In modern England, as in ancient Italy, the weakest sank first, and the landed gentry succumbed, almost without resistance, to the combination which Lombard Street made against them. Yet, though the manufacturers seemed to triumph, their exultation was short, for the fate impended over them, even in the hour of their victory, which always overhangs the debtor when the currency has been seized by the creditor class. By the “Bank Act” the usurers became supreme, and in 1846 the potato crop failed even more completely than in 1845. Credit always is more sensitive in England than in France, because it rests upon a narrower basis, and at that moment it happened to be strained by excessive railway loans. With free trade in corn, large imports of wheat were made, which were paid for with gold. A drain set in upon the Bank, the reserve was depleted, and by October 2, 1847, the directors denied all further advances. Within three years of the passage of his statute, the event Loyd had foreseen arrived. “Monetary distress” began to force down prices. The decision of the directors to refuse discounts created “a great excitement on the Stock Exchange. The town and country bankers hastened to sell their public securities, to convert them into money. The difference between the price of consols for ready money and for the account of the 14th of October showed a rate of interest equivalent to 50 per cent per annum. Exchequer bills were sold at 35s. discount.”... “A complete cessation of private discounts followed. No one would part with the money or notes in his possession. The most exorbitant sums were offered to and refused by merchants for their acceptances.”[363]

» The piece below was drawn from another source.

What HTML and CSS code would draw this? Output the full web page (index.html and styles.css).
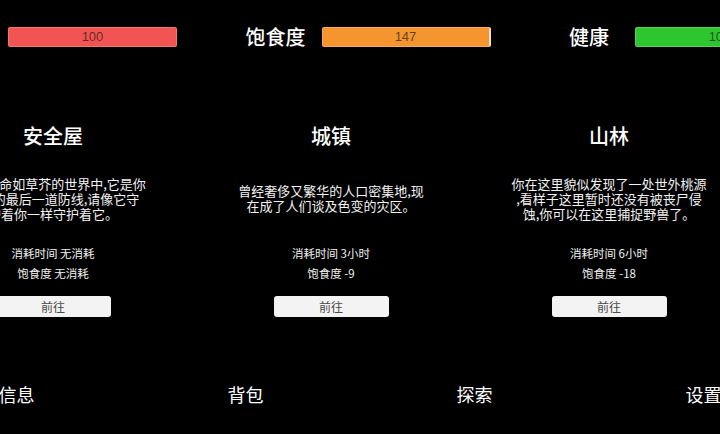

Additional gold could only be looked for from abroad, and as a considerable time must elapse before specie could arrive in sufficient quantity to give relief, the currency actually in use offered the only means of obtaining legal tender for the payment of debts. Consequently hoarding became general, and, as the chancellor of the exchequer afterward observed, “an amount of circulation which, under ordinary circumstances, would have been adequate, became insufficient for the wants of the community.” Boxes of gold and bank-notes in “thousands and tens of thousands of pounds” were “deposited with bankers.” The merchants, the chancellor said, begged for notes: “Let us have notes; ... we don’t care what the rate of interest is.... Only tell us that we can get them, and this will at once restore confidence.”[364]

But, after October 2, no notes were to be had, money was a commodity without price, and had the policy of the “Bank Act” been rigorously maintained, English debtors, whose obligations then matured, must have forfeited their property, since credit had ceased to exist and currency could not be obtained wherewith to redeem their pledges.

The instinct of the usurer has, however, never been to ruin suddenly the community in which he has lived: only by degrees does he exhaust human vitality. Therefore, when the great capitalists had satisfied their appetites, they gave relief. From the 2d to the 25th of October, contraction was allowed to do its work; then Overstone intervened, the government was instructed to suspend the “act,” and the community was promised all the currency it might require.

The effect was instantaneous. The letter from the cabinet, signed by Lord John Russell, which recommended the directors of the Bank to increase their discounts, “was made public about one o’clock on Monday, the 25th, and no sooner was it done so than the panic vanished like a dream! Mr. Gurney stated that it produced its effect in ten minutes! No sooner was it known that notes might be had, than the want of them ceased!”[365] Large parcels of notes were “returned to the Bank of England cut into halves, as they had been sent down into the country.”

The story of this crisis demonstrates that, by 1844, the money-lenders had become autocratic in London. The ministry were naturally unwilling to suspend a statute which had just been enacted, and the blow to Sir Robert Peel was peculiarly severe; but the position of the government admitted of no alternative. At the time it was said that the private bankers of London intimated to the chancellor of the exchequer that, unless he interfered forthwith, they would withdraw their balances from the Bank of England. This meant insolvency, and to such an argument there was no reply. But whether matters actually went so far or not, there can be no question that the cabinet acted under the dictation of Lombard Street, for the chancellor of the exchequer defended his policy by declaring that the “act” had not been suspended until “those conversant with commercial affairs, and least likely to decide in favour of the course which we ultimately adopted,” unanimously advised that relief should be given to the mercantile community.[366]

There was extreme suffering throughout the country, which manifested itself in all the well-known ways. The revenue fell off, emigration increased, wheat brought but about five shillings the bushel, while in England and Wales alone there were upwards of nine hundred thousand paupers. Discontent took the form of Chartism, and a revolution seemed imminent. Nor was it Great Britain only which was convulsed: all Europe was shaken to its centre, and everything portended some dire convulsion, when nature intervened and poured upon the world a stream of treasure too bountiful to be at once controlled.

In 1849 the first Californian gold reached Liverpool. In four years the supply of the precious metals trebled, prices rose, crops sold again at a profit. As the farmers grew rich, the demand for manufactures quickened, wages advanced, discontent vanished, and though values never again reached the altitude of 1809, they at least attained that level of substantial prosperity which preceded the French Revolution. Nevertheless, the fall in the purchasing power of money, and the consequent ability of debtors to meet their obligations, did not excite that universal joy which had thrilled Europe at the discovery of Potosi, for a profound change had passed over society since the buccaneers laid the foundations of England’s fortune by the plunder of the Peruvian galleons.